This works either as a family outing or as a high-sea adventure to Spain’s northernmost point. The river Sor is the perfect setting for a leisurely paddle (the big kayaks take two adults and a small child), up or down the stunning river and stopping to swim and picnic. Alternatively, there is a shoulder-burning workout that takes you out to the cliffs at Estaca de Bares. There are also plenty of other options within the estuary with its large selection of coves and beaches.
The river Sor is the natural divide between the provinces of Lugo and La Coruña, running out to sea at Spain’s northern tip at Estaca de Bares. The Sor estuary has been declared a natural protected area and, nestled in a sheltered corner of the estuary is O’Barqueiro, a minute but active and very pretty fishing village, where Estaca (group running the excursions we recommend) is based. The river Sor is well known for it’s fishing (clams, bass, and trout in particular) and the Sor valley for its fruit trees, while just up-stream from O’Barquiero you will find the largest camellia farm in Europe. Most of the kayaking takes place on the lower 6km of water but, when conditions are right, the Sor is navigable from 40km up-stream and longer trips can be organised. The lower part of the river, where you are likely to be paddling, enjoys a micro-climate, hence the abundance of rich vegetation, and your excursion will take you past apple and pear orchards, forests of eucalyptus and oak, and abandoned magical gardens running down to the water’s edge. At low tide, you will pass massive sand-banks, on which you are likely to see what appear to be groups of legs with trouser rolled up to the knees. These are in fact professional clam-pickers (marisqueiras) bent double collecting one of the river’s most famous products (see food recommendations below). Beware of collecting clams yourself: they can be picked under license only and there can be heavy fines if you are caught taking a bucket home for dinner! You will also paddle past the Island of San Martín, home to one of the first convents in history, which disappeared in the fifteenth century. There are plenty of spots to stop for a swim and to picnic, and for much of the journey the transparent water (depending on the tide) may only be knee deep over a sandy bottom. Ask your guide (or before leaving if you choose not to take one) for the best places to do this.

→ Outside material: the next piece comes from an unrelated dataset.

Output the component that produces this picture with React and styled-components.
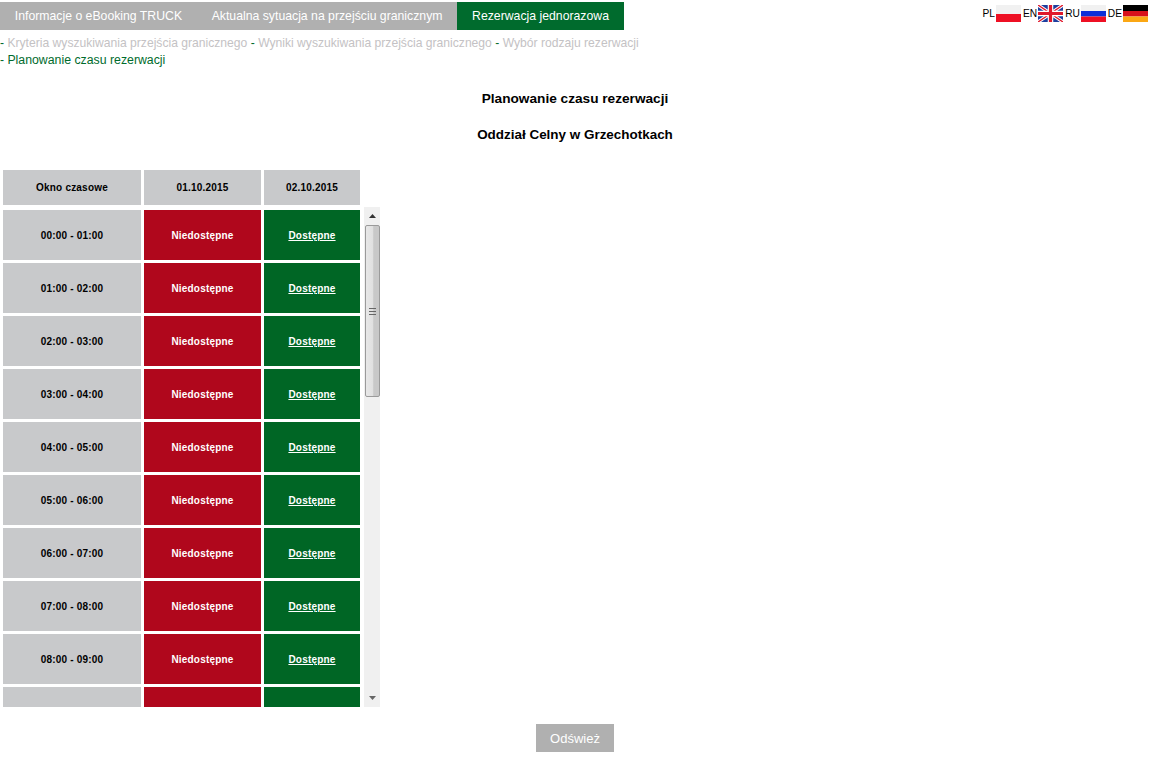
import React from "react";
import styled, { createGlobalStyle } from "styled-components";

const Global = createGlobalStyle`
  html, body { margin: 0; padding: 0; background: #fff; }
  body { font-family: "Liberation Sans", Arial, sans-serif; font-size: 12px; color: #000; }
`;

const Page = styled.div`
  width: 1150px;
  height: 757px;
  overflow: hidden;
  display: flex;
  flex-direction: column;
`;

const TopBar = styled.header`
  display: flex;
  justify-content: space-between;
  padding-top: 2px;
  height: 28px;
`;

const Tabs = styled.nav`
  display: flex;
  height: 28px;
`;

const Tab = styled.div`
  display: flex;
  align-items: center;
  height: 28px;
  padding: 0 14.8px;
  font-size: 12.25px;
  color: #fff;
  background: ${p => (p.$active ? "#006b2d" : "#b0b0b0")};
`;

const Langs = styled.div`
  display: flex;
  align-items: flex-start;
  padding: 3px 2px 0 0;
`;

const Lang = styled.div`
  display: flex;
  align-items: flex-start;
  margin-left: 2px;
  font-size: 10.2px;
  line-height: 12px;
  span { margin-top: 3px; margin-right: 1px; }
  svg { display: block; width: 25px; height: 17px; }
`;

const Crumbs = styled.div`
  margin-top: 5px;
  width: 660px;
  font-size: 12.14px;
  line-height: 17px;
  color: #006b2d;
`;

const Crumb = styled.span`
  color: ${p => (p.$current ? "#006b2d" : "#c4c2c4")};
  font-size: ${p => (p.$current ? "12.3px" : "inherit")};
`;

const Heading = styled.h2`
  margin: ${p => p.$mt}px 0 0;
  text-align: center;
  font-size: ${p => p.$size}px;
  line-height: 16px;
  font-weight: bold;
`;

const TableWrap = styled.div`
  margin: 27px 0 0 3px;
  display: flex;
  flex-direction: column;
`;

const gridCols = "138px 117px 96px";

const HeaderRow = styled.div`
  display: grid;
  grid-template-columns: ${gridCols};
  column-gap: 3px;
  height: 35px;
`;

const Cell = styled.div`
  display: flex;
  align-items: center;
  justify-content: center;
  font-size: 10px;
  font-weight: bold;
  letter-spacing: 0.2px;
  color: ${p => (p.$kind === "red" || p.$kind === "green" ? "#fff" : "#000")};
  background: ${p => ({ red: "#b0071c", green: "#006625" }[p.$kind] || "#c8c9cb")};
  a { color: inherit; text-decoration: underline; }
`;

const ScrollArea = styled.div`
  display: flex;
  height: 500px;
  margin-top: 2px;
`;

const Rows = styled.div`
  width: 357px;
  height: 500px;
  overflow: hidden;
  padding-top: 3px;
  box-sizing: border-box;
  display: flex;
  flex-direction: column;
  gap: 3px;
`;

const Row = styled.div`
  display: grid;
  grid-template-columns: ${gridCols};
  column-gap: 3px;
  height: 50px;
  flex: none;
`;

const Scrollbar = styled.div`
  width: 16px;
  margin-left: 4px;
  height: 500px;
  background: #f0f0f0;
  display: flex;
  flex-direction: column;
`;

const Arrow = styled.div`
  height: 18px;
  flex: none;
  display: flex;
  align-items: center;
  justify-content: center;
  svg { display: block; }
`;

const Thumb = styled.div`
  height: 172px;
  width: 15px;
  margin-left: 0.5px;
  box-sizing: border-box;
  border: 1px solid #9a9a9a;
  border-radius: 2px;
  background: linear-gradient(90deg, #e8e8e8 0%, #e0e0e0 50%, #c8c8c8 60%, #c8c8c8 100%);
  display: flex;
  align-items: center;
  justify-content: center;
  svg { display: block; }
`;

const Spacer = styled.div`
  flex: 1;
`;

const Footer = styled.div`
  display: flex;
  justify-content: center;
  margin-top: 17px;
`;

const Refresh = styled.button`
  width: 78px;
  height: 28px;
  border: 0;
  padding: 0;
  background: #b0b0b0;
  color: #fff;
  font-family: inherit;
  font-size: 13px;
`;

const FlagPL = () => (
  <svg viewBox="0 0 25 17">
    <rect width="25" height="9" fill="#f1f1f1" />
    <rect y="9" width="25" height="8" fill="#ee1024" />
  </svg>
);
const FlagEN = () => (
  <svg viewBox="0 0 25 17">
    <rect width="25" height="17" fill="#1f3f9e" />
    <path d="M0 0L25 17M25 0L0 17" stroke="#fff" strokeWidth="3.4" />
    <path d="M0 0L25 17M25 0L0 17" stroke="#e0182c" strokeWidth="1.4" />
    <path d="M12.5 0V17M0 8.5H25" stroke="#fff" strokeWidth="5.5" />
    <path d="M12.5 0V17M0 8.5H25" stroke="#e0182c" strokeWidth="3.2" />
  </svg>
);
const FlagRU = () => (
  <svg viewBox="0 0 25 17">
    <rect width="25" height="6" fill="#f1f1f1" />
    <rect y="6" width="25" height="5.5" fill="#0c2fd8" />
    <rect y="11.5" width="25" height="5.5" fill="#ee1024" />
  </svg>
);
const FlagDE = () => (
  <svg viewBox="0 0 25 17">
    <rect width="25" height="6" fill="#000" />
    <rect y="6" width="25" height="5.5" fill="#d8101c" />
    <rect y="11.5" width="25" height="5.5" fill="#fba714" />
  </svg>
);

const langs = [
  ["PL", FlagPL],
  ["EN", FlagEN],
  ["RU", FlagRU],
  ["DE", FlagDE],
];

const hours = Array.from({ length: 10 }, (_, i) => {
  const f = n => String(n).padStart(2, "0") + ":00";
  return `${f(i)} - ${f(i + 1)}`;
});

export default function App() {
  return (
    <Page>
      <Global />
      <TopBar>
        <Tabs>
          <Tab>Informacje o eBooking TRUCK</Tab>
          <Tab>Aktualna sytuacja na przejściu granicznym</Tab>
          <Tab $active>Rezerwacja jednorazowa</Tab>
        </Tabs>
        <Langs>
          {langs.map(([code, Flag]) => (
            <Lang key={code}>
              <span>{code}</span>
              <Flag />
            </Lang>
          ))}
        </Langs>
      </TopBar>
      <Crumbs>
        - <Crumb>Kryteria wyszukiwania przejścia granicznego</Crumb> - <Crumb>Wyniki wyszukiwania przejścia granicznego</Crumb> - <Crumb>Wybór rodzaju rezerwacji</Crumb>
        <br />- <Crumb $current>Planowanie czasu rezerwacji</Crumb>
      </Crumbs>
      <Heading $mt={22} $size={13.65}>Planowanie czasu rezerwacji</Heading>
      <Heading $mt={20} $size={13.45}>Oddział Celny w Grzechotkach</Heading>
      <TableWrap>
        <HeaderRow>
          <Cell>Okno czasowe</Cell>
          <Cell>01.10.2015</Cell>
          <Cell>02.10.2015</Cell>
        </HeaderRow>
        <ScrollArea>
          <Rows>
            {hours.map(h => (
              <Row key={h}>
                <Cell>{h}</Cell>
                <Cell $kind="red">Niedostępne</Cell>
                <Cell $kind="green">
                  <a href="#d">Dostępne</a>
                </Cell>
              </Row>
            ))}
          </Rows>
          <Scrollbar>
            <Arrow>
              <svg width="7" height="4" viewBox="0 0 7 4"><path d="M3.5 0L7 4H0Z" fill="#333" /></svg>
            </Arrow>
            <Thumb>
              <svg width="7" height="7" viewBox="0 0 7 7">
                <path d="M0 .5H7M0 3.5H7M0 6.5H7" stroke="#666" strokeWidth="1" />
              </svg>
            </Thumb>
            <Spacer />
            <Arrow>
              <svg width="7" height="4" viewBox="0 0 7 4"><path d="M0 0H7L3.5 4Z" fill="#666" /></svg>
            </Arrow>
          </Scrollbar>
        </ScrollArea>
      </TableWrap>
      <Footer>
        <Refresh>Odśwież</Refresh>
      </Footer>
    </Page>
  );
}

The canoes and guides that we recommend are based in O’Barquiero and all excursions start here (40-minute drive from Cedeira), either casting-off from the quay or in the minibus if the tide requires a downstream paddle for example. On a falling tide, the minibus will drop you and the kayaks at your launching point upriver. The kayaks used are self-draining and non-sinkable, which basically means that they are more stable than the more streamline traditional canoe. There are 1-man and 2-man versions (the latter can also be used with a small child between two adults). The kayaks can be quite comfortable if you take the time to adjust your seat (basically a back support crossing the width of the kayak), so make sure you do this before setting off, and you will find that it is not difficult to adopt quite a laid-back paddling position. These are kayaks that you sit on rather than in. The excursions on the river (as opposed to the estuary or open sea) are, generally speaking, suitable for most ages and levels of fitness. After all, there is no race: if you go without a guide you set your own pace, and if you choose to take one (recommended as it will only cost €2/person more and they can advise you on the best spots for stopping), they will adapt to your pace anyway. Wind is your worst enemy in a kayak, and there are stretches of river, particularly as it widens out downstream, where a head wind can turn even a gentle river trip into reasonable exercise. However, this is easily overcome by giving some thought to your pairings before setting out (perhaps avoid putting both grandparents together for example!). Having said this, you can also swap and change along the way, as there are plenty of places where you can stop on the shore.
Dos Xtremos recommends……..Estaca, an operation run out of O’Barqueiro offering a wide selection of kayaks and canoes, and a variety of excursions (with or without a guide). You can rent kayaks for 2 hours, half-days, or whole days (see link below for price and more information). The river trips are most definitely for the whole family but some of the excursions, for example to Estaca de Bares (Spain’s dramatic northern tip), require a reasonable level of fitness. For this particular trip, for example, the guides will also provide up-to-date advice over the phone regarding weather conditions.
Open sea excursion to Estaca de Bares
The excursion to Estaca de Bares, for example, is rated "intermediate", although the day I made this trip the wind and swell were definitely enough to warrant a "high" rating in my opinion! The stiff offshore southerly wind was much appreciated on the outward leg (although it also meant an early wet bottom for the man in the back) but it took some effort and co-ordination to head back into it on the way home (on this leg the back seat was certainly preferable, so if you do this and start in the back –as I did- don’t make the mistake of swapping halfway through!) However, canoeing in a considerable swell off Spain’s northern-most point is a highly recommendable experience. The sound of the sea thundering up against the base of the cliffs and reverberating back is awesome, and losing sight of the other canoe (your monitor!) in the next rough, while a little disconcerting at first, is all part of the adventure; everything these sea-faring kayaks lack in streamlineliness they gain in stability, and they are, I am told, virtually impossible to capsize. The trip was thrilling without there ever being any real sense of danger. The monitor, Fran, makes these excursions pretty much all year round and knows the local conditions well. In addition, Estaca have a large zodiac on hand if there are any problems or if anyone gets tired. The boat checked on us just as we turned back into the wind, but we were glad that we chose to take on the tough homeward paddle as the experience of surfing down the swells into a head wind was not to have been missed.
We docked at the sleepy fishing village of Bares. There is little left these days (except a nice sandy beach that sweeps up-river and a good quality seafood restaurant), but this was once a prosperous port. If you marvel at the perfectly rounded boulders that make up the sea-wall that protects the village’s handful of fishing boats and wonder how erosion could have done such a precise job, this is because the sculpting process has taken some 1500 years; these stones were part of the original sea-wall, probably built by the Phoenicians.
Icing on the cake….to top off your day, eat at La Marina on the quay at O’Barquiero. Good quality, cheap, local fair: try the tortilla, the veal cooked in the oven, and, of course the seafood (one day I ate the best clams ever here). And then a siesta on the beach at Celtigos (15 minute drive on the way back to Cedeira).